§ TASK PROMPT: Scan the material that follows. Copy every line containing the word "this".

-- DATASET ROWS start --

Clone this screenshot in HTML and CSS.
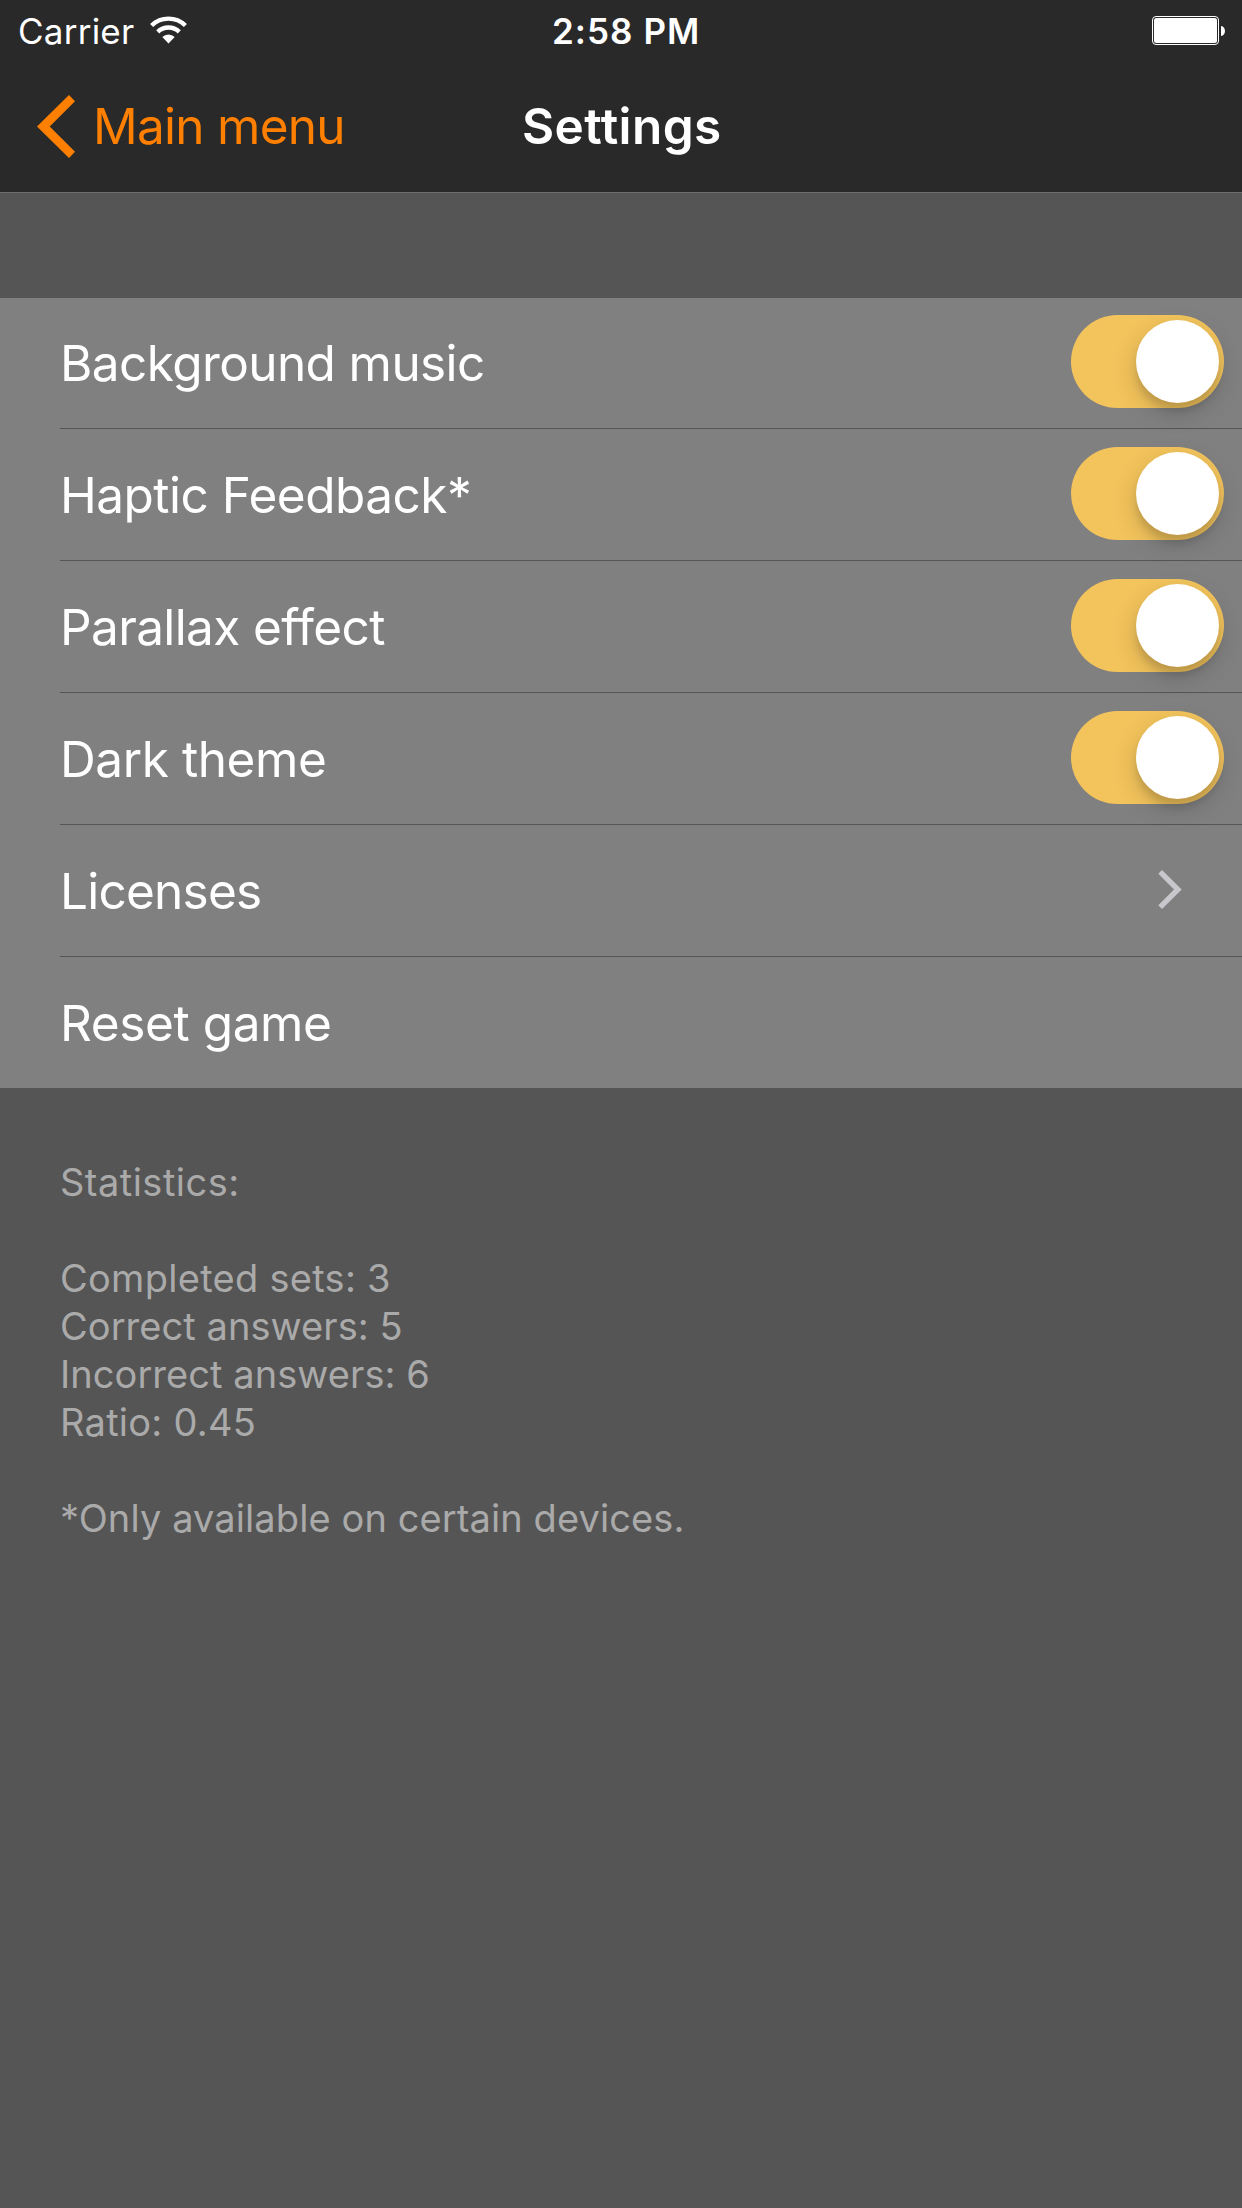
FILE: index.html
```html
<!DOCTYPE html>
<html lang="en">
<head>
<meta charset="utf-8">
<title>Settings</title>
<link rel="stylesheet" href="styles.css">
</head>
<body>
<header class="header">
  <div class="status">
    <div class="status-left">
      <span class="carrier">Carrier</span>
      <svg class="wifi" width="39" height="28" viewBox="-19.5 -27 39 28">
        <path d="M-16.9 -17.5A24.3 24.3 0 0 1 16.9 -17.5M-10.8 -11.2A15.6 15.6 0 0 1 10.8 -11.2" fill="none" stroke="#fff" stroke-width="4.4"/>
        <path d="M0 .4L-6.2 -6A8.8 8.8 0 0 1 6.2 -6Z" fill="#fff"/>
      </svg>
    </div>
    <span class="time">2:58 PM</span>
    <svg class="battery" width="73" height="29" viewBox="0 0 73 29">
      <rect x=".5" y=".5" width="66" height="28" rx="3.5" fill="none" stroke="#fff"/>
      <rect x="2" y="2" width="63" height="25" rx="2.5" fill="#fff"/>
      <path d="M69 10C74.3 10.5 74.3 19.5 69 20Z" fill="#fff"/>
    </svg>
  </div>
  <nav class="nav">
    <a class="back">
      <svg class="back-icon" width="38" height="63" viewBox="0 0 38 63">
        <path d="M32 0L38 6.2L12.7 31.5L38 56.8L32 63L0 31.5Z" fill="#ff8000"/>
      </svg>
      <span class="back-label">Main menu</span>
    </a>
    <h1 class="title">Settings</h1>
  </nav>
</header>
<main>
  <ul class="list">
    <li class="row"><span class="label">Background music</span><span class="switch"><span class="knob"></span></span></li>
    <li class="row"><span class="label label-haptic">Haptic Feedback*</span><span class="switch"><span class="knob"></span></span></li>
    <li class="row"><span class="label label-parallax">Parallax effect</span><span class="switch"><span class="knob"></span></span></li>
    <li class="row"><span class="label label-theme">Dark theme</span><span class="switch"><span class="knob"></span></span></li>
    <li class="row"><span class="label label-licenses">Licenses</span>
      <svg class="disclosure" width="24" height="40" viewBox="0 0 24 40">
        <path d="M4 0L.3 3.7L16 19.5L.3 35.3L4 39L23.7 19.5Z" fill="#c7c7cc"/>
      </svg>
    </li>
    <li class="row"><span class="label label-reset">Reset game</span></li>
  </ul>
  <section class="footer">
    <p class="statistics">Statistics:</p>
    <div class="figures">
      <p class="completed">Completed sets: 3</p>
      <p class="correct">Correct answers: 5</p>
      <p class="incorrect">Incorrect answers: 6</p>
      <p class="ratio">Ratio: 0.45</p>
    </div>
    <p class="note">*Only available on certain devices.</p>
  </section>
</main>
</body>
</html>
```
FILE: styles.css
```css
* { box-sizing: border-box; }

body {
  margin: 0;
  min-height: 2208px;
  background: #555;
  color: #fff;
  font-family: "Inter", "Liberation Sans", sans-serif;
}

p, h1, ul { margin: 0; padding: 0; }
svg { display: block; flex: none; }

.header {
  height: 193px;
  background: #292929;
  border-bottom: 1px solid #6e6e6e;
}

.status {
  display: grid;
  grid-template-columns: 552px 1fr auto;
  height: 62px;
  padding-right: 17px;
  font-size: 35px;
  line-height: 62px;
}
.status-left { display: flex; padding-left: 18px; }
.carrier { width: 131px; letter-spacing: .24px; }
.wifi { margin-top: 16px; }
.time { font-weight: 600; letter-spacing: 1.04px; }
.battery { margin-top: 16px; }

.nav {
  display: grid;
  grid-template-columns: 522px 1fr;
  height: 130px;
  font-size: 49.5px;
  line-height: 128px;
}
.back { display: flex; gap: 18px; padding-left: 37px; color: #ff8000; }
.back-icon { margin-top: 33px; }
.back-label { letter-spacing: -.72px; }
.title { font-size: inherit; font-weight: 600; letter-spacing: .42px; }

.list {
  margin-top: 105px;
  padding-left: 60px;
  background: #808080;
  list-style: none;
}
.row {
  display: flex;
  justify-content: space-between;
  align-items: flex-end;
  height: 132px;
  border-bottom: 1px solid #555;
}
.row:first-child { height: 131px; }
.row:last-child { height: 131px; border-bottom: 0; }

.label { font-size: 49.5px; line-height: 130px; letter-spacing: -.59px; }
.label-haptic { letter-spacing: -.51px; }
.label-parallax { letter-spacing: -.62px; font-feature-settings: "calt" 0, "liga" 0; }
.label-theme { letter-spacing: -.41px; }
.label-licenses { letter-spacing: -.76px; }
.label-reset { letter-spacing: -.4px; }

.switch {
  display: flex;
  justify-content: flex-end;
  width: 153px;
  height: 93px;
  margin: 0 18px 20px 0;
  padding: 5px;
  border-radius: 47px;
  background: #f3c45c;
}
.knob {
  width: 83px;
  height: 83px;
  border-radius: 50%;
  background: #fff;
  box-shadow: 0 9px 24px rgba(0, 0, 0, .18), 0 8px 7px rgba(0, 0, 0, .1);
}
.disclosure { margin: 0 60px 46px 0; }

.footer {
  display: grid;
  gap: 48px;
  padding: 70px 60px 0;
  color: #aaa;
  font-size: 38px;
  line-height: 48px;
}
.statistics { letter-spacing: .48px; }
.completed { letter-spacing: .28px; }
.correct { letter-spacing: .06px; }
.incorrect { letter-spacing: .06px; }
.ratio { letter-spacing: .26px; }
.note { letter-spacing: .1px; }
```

-- DATASET ROWS end --
-- DATASET ROWS start --

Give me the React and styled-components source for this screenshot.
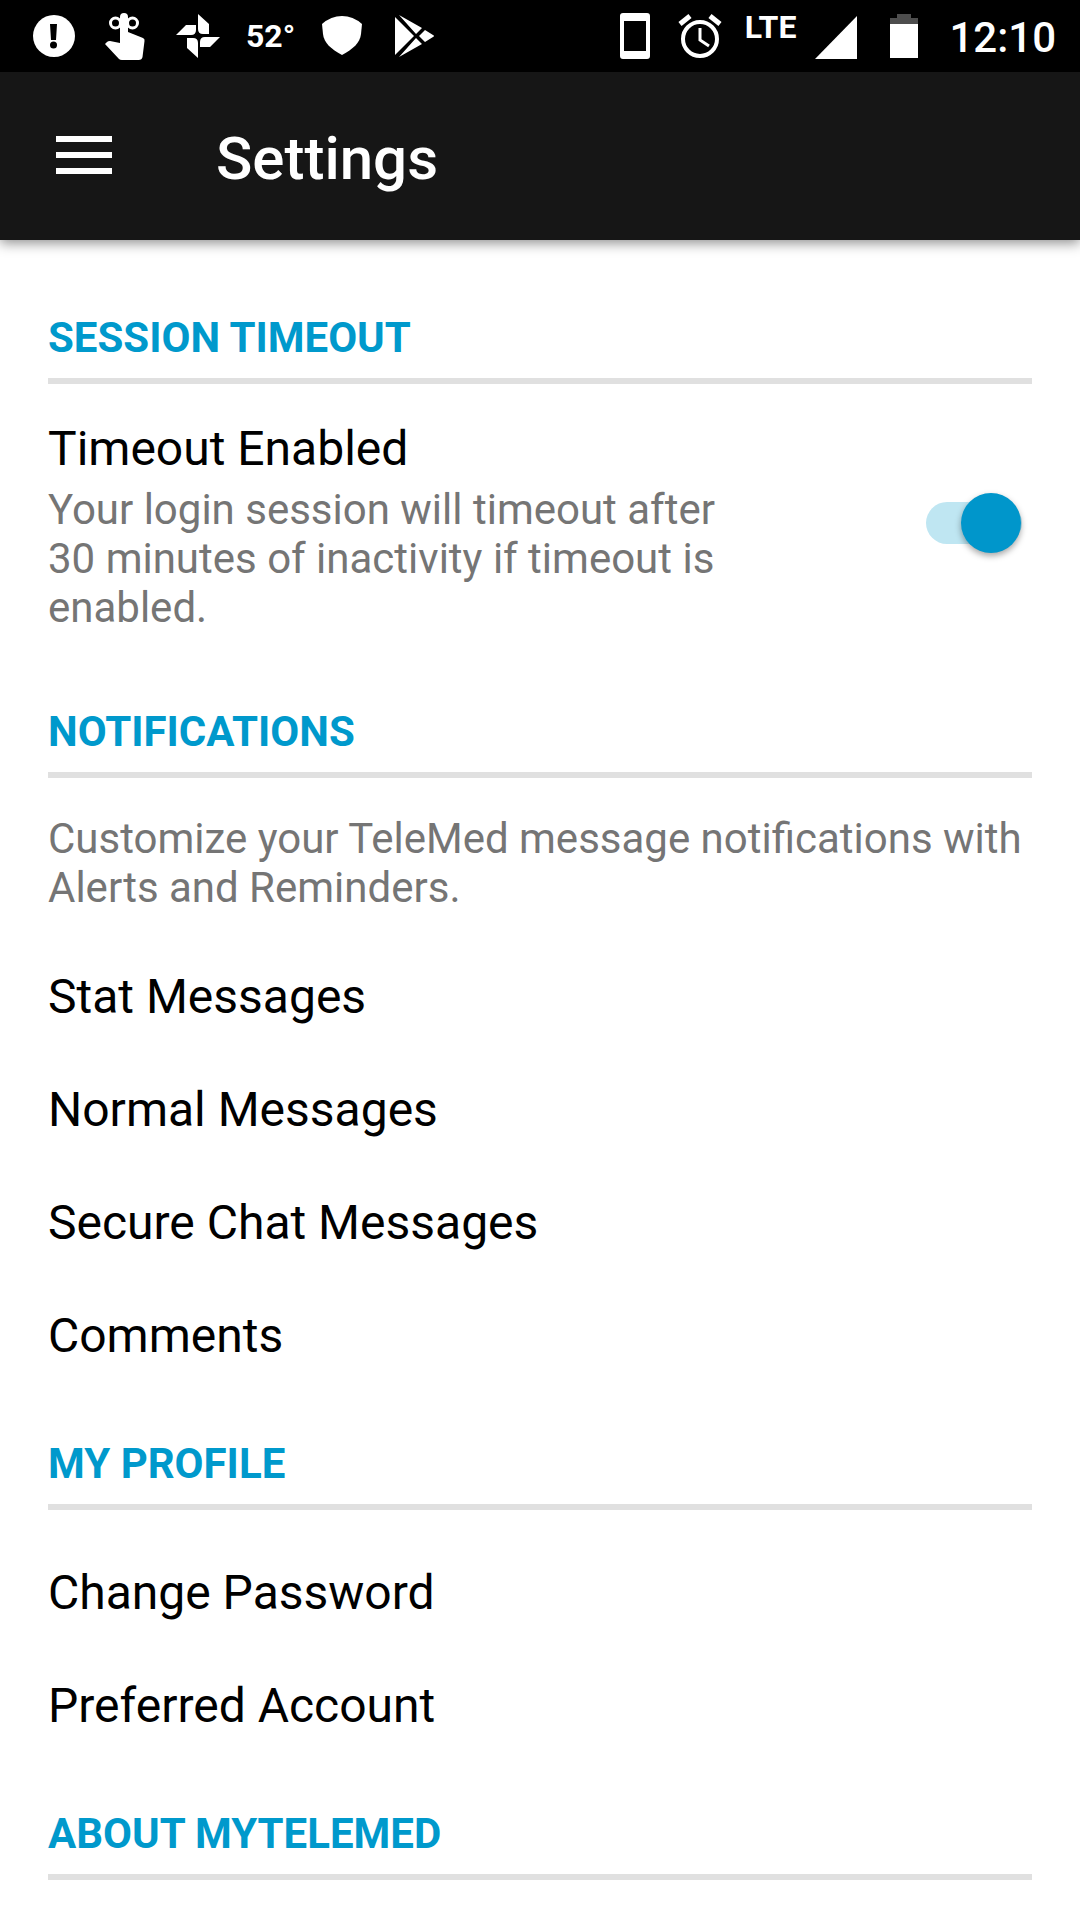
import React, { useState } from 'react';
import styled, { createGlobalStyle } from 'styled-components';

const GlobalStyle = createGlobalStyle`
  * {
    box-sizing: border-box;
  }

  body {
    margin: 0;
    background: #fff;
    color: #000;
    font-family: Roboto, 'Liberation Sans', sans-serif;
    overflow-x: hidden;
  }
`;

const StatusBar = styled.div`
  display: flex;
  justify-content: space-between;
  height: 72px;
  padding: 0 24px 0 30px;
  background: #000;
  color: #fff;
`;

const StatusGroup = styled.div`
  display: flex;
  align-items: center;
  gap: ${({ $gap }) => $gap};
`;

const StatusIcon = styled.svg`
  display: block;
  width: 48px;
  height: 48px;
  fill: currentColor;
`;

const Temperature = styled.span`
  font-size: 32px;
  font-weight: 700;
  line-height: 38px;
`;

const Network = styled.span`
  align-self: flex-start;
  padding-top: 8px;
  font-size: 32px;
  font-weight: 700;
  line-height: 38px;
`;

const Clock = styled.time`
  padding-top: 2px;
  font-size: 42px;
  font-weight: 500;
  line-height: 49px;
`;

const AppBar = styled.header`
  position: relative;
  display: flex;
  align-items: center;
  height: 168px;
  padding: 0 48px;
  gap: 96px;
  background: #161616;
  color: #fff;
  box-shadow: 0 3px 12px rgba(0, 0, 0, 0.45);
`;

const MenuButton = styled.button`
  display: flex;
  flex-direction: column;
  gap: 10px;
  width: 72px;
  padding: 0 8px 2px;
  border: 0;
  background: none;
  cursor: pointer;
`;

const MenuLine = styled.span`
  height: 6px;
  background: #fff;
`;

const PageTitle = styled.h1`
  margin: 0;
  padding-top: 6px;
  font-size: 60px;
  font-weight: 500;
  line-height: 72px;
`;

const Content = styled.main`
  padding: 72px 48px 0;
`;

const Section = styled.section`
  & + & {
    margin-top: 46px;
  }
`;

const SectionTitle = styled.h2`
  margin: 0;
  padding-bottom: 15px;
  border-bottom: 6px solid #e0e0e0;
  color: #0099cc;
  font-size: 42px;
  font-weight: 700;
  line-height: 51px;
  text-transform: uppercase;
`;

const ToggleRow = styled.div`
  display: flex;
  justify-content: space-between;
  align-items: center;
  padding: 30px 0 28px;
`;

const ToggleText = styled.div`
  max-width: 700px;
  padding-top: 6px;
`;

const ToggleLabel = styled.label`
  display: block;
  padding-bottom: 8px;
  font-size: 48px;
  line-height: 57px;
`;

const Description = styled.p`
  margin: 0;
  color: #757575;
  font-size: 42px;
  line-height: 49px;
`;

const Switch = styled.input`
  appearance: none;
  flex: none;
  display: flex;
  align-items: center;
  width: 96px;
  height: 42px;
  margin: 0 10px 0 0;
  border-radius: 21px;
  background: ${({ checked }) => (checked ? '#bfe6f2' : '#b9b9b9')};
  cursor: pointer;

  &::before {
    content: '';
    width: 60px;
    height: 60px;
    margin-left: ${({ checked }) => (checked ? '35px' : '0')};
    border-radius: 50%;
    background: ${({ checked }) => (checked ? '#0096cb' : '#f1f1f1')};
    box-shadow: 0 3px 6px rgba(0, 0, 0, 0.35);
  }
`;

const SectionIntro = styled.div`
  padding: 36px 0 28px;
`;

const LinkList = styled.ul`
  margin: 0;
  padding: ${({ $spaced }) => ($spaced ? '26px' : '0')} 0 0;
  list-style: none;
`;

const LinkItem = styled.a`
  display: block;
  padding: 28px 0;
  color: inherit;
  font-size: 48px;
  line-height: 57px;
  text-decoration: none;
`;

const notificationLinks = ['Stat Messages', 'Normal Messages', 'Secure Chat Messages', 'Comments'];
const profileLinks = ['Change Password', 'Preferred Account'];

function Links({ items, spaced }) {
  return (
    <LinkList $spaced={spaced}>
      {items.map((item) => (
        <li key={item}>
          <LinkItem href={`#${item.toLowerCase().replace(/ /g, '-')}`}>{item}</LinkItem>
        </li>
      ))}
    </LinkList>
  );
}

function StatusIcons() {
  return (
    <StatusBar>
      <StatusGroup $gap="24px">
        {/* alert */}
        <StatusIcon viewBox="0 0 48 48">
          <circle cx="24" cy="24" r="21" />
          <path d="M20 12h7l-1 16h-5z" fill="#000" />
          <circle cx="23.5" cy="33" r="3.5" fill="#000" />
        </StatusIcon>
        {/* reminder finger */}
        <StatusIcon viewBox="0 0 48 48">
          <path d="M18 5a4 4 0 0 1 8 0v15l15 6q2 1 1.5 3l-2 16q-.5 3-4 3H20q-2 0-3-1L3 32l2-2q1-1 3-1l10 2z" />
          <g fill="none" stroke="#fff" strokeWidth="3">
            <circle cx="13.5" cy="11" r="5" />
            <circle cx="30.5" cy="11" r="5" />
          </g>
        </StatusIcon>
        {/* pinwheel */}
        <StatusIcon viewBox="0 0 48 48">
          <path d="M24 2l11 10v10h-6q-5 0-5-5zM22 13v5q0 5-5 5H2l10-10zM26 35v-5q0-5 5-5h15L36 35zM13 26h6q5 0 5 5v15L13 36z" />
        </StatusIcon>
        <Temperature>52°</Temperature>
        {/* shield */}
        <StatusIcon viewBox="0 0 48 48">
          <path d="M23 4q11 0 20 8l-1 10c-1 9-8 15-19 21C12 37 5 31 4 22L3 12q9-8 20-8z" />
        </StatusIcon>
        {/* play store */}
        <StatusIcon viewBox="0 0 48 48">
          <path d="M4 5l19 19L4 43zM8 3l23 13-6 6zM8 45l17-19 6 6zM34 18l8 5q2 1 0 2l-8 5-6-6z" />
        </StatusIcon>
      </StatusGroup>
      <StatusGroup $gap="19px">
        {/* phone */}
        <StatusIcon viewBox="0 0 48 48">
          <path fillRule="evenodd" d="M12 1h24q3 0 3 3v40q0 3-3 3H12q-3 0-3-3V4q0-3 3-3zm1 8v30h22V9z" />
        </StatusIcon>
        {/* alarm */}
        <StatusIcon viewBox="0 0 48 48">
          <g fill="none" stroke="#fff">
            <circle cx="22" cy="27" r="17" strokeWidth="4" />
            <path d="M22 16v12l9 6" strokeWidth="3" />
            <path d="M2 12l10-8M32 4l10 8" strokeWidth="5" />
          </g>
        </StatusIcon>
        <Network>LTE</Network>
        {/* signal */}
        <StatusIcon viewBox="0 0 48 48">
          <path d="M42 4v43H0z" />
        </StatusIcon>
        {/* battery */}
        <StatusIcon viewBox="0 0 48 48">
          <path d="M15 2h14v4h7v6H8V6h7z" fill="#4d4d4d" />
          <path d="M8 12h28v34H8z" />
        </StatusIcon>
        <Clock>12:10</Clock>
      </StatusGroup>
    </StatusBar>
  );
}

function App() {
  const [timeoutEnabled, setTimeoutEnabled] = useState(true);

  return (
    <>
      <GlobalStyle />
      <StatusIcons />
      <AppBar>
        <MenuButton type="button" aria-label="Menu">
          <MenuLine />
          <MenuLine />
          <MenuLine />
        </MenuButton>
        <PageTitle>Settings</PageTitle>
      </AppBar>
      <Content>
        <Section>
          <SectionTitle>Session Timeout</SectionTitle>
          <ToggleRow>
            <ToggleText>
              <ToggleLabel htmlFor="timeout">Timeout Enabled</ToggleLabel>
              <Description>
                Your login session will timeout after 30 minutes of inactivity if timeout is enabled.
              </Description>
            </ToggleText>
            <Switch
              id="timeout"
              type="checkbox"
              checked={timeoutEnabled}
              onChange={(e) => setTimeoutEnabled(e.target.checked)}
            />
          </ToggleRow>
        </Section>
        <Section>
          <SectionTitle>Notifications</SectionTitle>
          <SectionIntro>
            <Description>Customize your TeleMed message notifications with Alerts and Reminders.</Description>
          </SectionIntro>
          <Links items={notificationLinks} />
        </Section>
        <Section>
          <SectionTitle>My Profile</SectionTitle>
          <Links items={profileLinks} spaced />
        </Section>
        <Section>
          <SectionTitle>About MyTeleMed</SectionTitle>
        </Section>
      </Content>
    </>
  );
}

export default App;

-- DATASET ROWS end --

§ FINISHED EXERCISE:
Clone this screenshot in HTML and CSS.
Give me the React and styled-components source for this screenshot.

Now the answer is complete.